From the front of the room: An educator's perspective
There's no need to sacrifice our backs
By Lori Gallian
I look for students like Stephanie in the class — the ones who aren’t afraid to jump right in and just try. I appreciate the "watchers" too; those who "watch" first and then try.
Her instructor was right about skills being a combination of preparation, practice and luck.
Skill labs offer an invaluable time to spend learning in a small group with an experienced EMT. Prior to your lab, consider watching a YouTube video of the skill that you will be practicing in class. It might not be perfect, but it will give you some idea of what you will be doing.
Bring your skills sheet and paper to write on, and be prepared to actively listen to how the instructor explains the skill. After the instructor has presented the material, don’t be afraid to ask questions if something is unclear. Chances are, someone in your group has the same question and was waiting for you to ask.
Get as much practice time in as you can, especially with lifting and moving. We have sacrificed too many of our backs to the EMS gods. Lifting can be tricky for many reasons, but there are lots of tips and techniques that can be used to overcome the challenges. For example, if you are squatting tilt your head back and stare at the sky.

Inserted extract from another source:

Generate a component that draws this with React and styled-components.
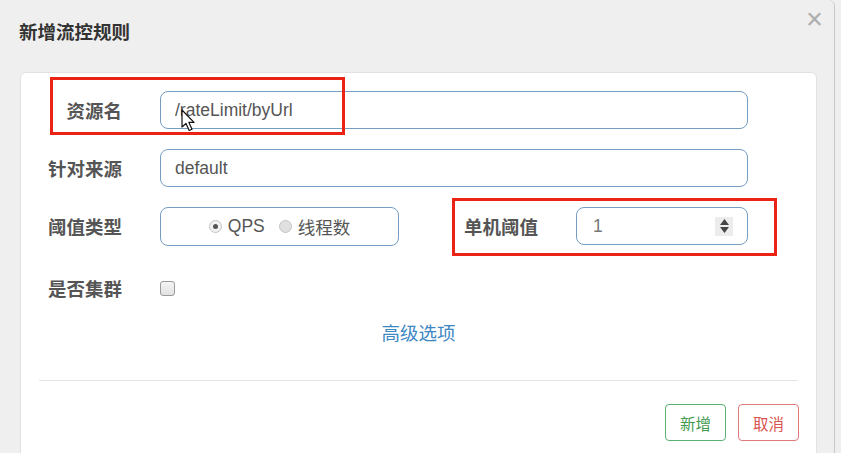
import React, { useState } from 'react';
import styled, { createGlobalStyle } from 'styled-components';

const GlobalStyle = createGlobalStyle`
  html, body {
    margin: 0;
    padding: 0;
    background: #efefef;
    font-family: "Liberation Sans", "Noto Sans CJK SC", sans-serif;
  }
`;

const Dialog = styled.div`
  width: 835px;
  height: 453px;
  background: #efefef;
  border-right: 1px solid #c9c9c9;
  border-top-right-radius: 6px;
  overflow: hidden;
  box-sizing: border-box;
`;

const Header = styled.div`
  height: 72px;
  display: flex;
  align-items: flex-start;
  justify-content: space-between;
  padding: 0 11px 0 19px;
  box-sizing: border-box;
`;

const Title = styled.h4`
  margin: 22px 0 0;
  font-size: 18.5px;
  line-height: 22px;
  font-weight: bold;
  color: #333;
`;

const Close = styled.button`
  margin-top: 5px;
  padding: 0;
  border: 0;
  background: none;
  font-family: "Liberation Sans", sans-serif;
  font-size: 29px;
  line-height: 28px;
  font-weight: normal;
  color: #adadad;
  cursor: pointer;
`;

const Card = styled.div`
  margin: 0 17px 0 20px;
  min-height: 420px;
  background: #fff;
  border: 1px solid #e2e2e2;
  border-radius: 6px;
  padding-top: 18px;
  box-sizing: border-box;
  display: flex;
  flex-direction: column;
`;

const Row = styled.div`
  position: relative;
  display: flex;
  align-items: center;
  height: 38px;
  margin-bottom: 20px;
  margin-top: ${(p) => p.$top || 0}px;
`;

const Label = styled.label`
  width: ${(p) => p.$w}px;
  flex: none;
  text-align: right;
  font-size: 18.5px;
  font-weight: bold;
  color: #555;
  margin-right: 38px;
`;

const Input = styled.input`
  width: ${(p) => p.$w}px;
  height: 38px;
  box-sizing: border-box;
  border: 1px solid #779ec2;
  border-radius: 8px;
  padding: 0 14px;
  font-family: "Liberation Sans", "Noto Sans CJK SC", sans-serif;
  font-size: 17.5px;
  color: #555;
  outline: none;
`;

const RadioBox = styled.div`
  width: 239px;
  height: 39px;
  box-sizing: border-box;
  border: 1px solid #779ec2;
  border-radius: 8px;
  display: flex;
  align-items: center;
  justify-content: center;
  gap: 14px;
  margin-right: 40px;
`;

const RadioItem = styled.span`
  display: flex;
  align-items: center;
  gap: 6px;
  font-size: 17.5px;
  color: #555;
  cursor: pointer;
`;

const Dot = styled.span`
  width: 13px;
  height: 13px;
  border-radius: 50%;
  box-sizing: border-box;
  border: 1px solid #c4c4c4;
  background: ${(p) => (p.$on ? '#f2f2f2' : '#e0e0e0')};
  display: flex;
  align-items: center;
  justify-content: center;
  &::after {
    content: '';
    width: 5px;
    height: 5px;
    border-radius: 50%;
    background: ${(p) => (p.$on ? '#555' : 'transparent')};
  }
`;

const NumberBox = styled.div`
  width: 172px;
  height: 38px;
  box-sizing: border-box;
  border: 1px solid #779ec2;
  border-radius: 8px;
  display: flex;
  align-items: center;
  padding: 0 14px 0 16px;
  font-size: 17.5px;
  color: #777;
  justify-content: space-between;
`;

const Spinner = styled.span`
  width: 18px;
  height: 19px;
  background: #ececec;
  display: flex;
  flex-direction: column;
  align-items: center;
  justify-content: center;
  gap: 2px;
`;

const Check = styled.span`
  width: 13px;
  height: 13px;
  border: 1px solid #9a9a9a;
  border-radius: 3px;
  background: linear-gradient(#f4f4f4, #e2e2e2);
`;

const LinkRow = styled.div`
  text-align: center;
  margin-top: -3px;
`;

const AdvLink = styled.a`
  font-size: 18.5px;
  line-height: 20px;
  color: #3d87c3;
  cursor: pointer;
`;

const Divider = styled.hr`
  margin: 36px 18px 0 18px;
  border: 0;
  border-top: 1px solid #e4e4e4;
`;

const Footer = styled.div`
  display: flex;
  justify-content: flex-end;
  gap: 12px;
  padding: 23px 17px 0 0;
`;

const Btn = styled.button`
  width: 61px;
  height: 37px;
  background: #fff;
  border: 1px solid ${(p) => p.$color};
  border-radius: 4px;
  color: ${(p) => p.$text};
  font-family: "Liberation Sans", "Noto Sans CJK SC", sans-serif;
  font-size: 15.5px;
  cursor: pointer;
`;

const Marker = styled.div`
  position: absolute;
  left: ${(p) => p.$x}px;
  top: ${(p) => p.$y}px;
  width: ${(p) => p.$w}px;
  height: 58px;
  box-sizing: border-box;
  border: 3px solid #ea2315;
  pointer-events: none;
`;

const Cursor = styled.svg`
  position: absolute;
  left: 160px;
  top: 18px;
  pointer-events: none;
`;

export default function App() {
  const [mode, setMode] = useState('qps');
  const [cluster, setCluster] = useState(false);

  return (
    <>
      <GlobalStyle />
      <Dialog>
        <Header>
          <Title>新增流控规则</Title>
          <Close>×</Close>
        </Header>
        <Card>
          <Row>
            <Label $w={101}>资源名</Label>
            <Input $w={588} defaultValue="/rateLimit/byUrl" />
            <Marker $x={29} $y={-14} $w={295} />
            <Cursor width="16" height="24" viewBox="0 0 16 24">
              <path d="M1 1 L1 18 L5 14.5 L8.2 21.5 L11 20.2 L7.9 13.4 L13 13.4 Z" fill="#fff" stroke="#111" strokeWidth="1.2" strokeLinejoin="round" />
            </Cursor>
          </Row>
          <Row>
            <Label $w={101}>针对来源</Label>
            <Input $w={588} defaultValue="default" />
          </Row>
          <Row>
            <Label $w={101}>阈值类型</Label>
            <RadioBox>
              <RadioItem onClick={() => setMode('qps')}>
                <Dot $on={mode === 'qps'} />QPS
              </RadioItem>
              <RadioItem onClick={() => setMode('thread')}>
                <Dot $on={mode === 'thread'} />线程数
              </RadioItem>
            </RadioBox>
            <Label $w={99}>单机阈值</Label>
            <NumberBox>
              1
              <Spinner>
                <svg width="9" height="6" viewBox="0 0 9 6"><path d="M4.5 0 L9 6 L0 6 Z" fill="#444" /></svg>
                <svg width="9" height="6" viewBox="0 0 9 6"><path d="M0 0 L9 0 L4.5 6 Z" fill="#444" /></svg>
              </Spinner>
            </NumberBox>
            <Marker $x={431} $y={-9} $w={325} />
          </Row>
          <Row $top={4}>
            <Label $w={101}>是否集群</Label>
            <Check onClick={() => setCluster(!cluster)} />
          </Row>
          <LinkRow>
            <AdvLink>高级选项</AdvLink>
          </LinkRow>
          <Divider />
          <Footer>
            <Btn $color="#5cb270" $text="#3f9a4f">新增</Btn>
            <Btn $color="#df7a78" $text="#d9534f">取消</Btn>
          </Footer>
        </Card>
      </Dialog>
    </>
  );
}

This puts your back in proper alignment and reduces injury. Also, practice lifting everything when while its empty, and then add books, backpacks or anything else you can find in class. Once you are comfortable work your way up to the largest person you can safely lift without help. Learn your limits in class.
Increase your core training at the gym to keep your back healthy, and if you haven’t been to the gym in a while this is a good time to start! Prevention always beats the cure.
Remember, asking for help in lifting a patient is NOT a sign of weakness; it's a sign of wisdom.
Louis Pasteur once said, "Fortune favors the prepared mind." The more prepared you are for the skill, the "luckier" you will feel. However, as class progresses you might start to feel very unlucky. As you gain confidence in lifting and moving patients, we might work that skill into a scenario that will seem impossible.
Mistakes are welcomed and failure in skills practice is a good thing. In the classroom, learning is safe and supervised; no one is harmed. Moreover, the instructor has the opportunity to pass on a tip or trick they learned from the harshest of taskmasters, namely experience.
Lifting and moving is a core part of our job, but our profession is centered on patient care. Never forget to talk to that person that you are moving or lifting. In class, make sure you spend some time as the "patient", and take note of how you were addressed during the moving and lifting process.
Patients will rarely compliment you on your safe lifting techniques, but they just might remember and comment on your kindness.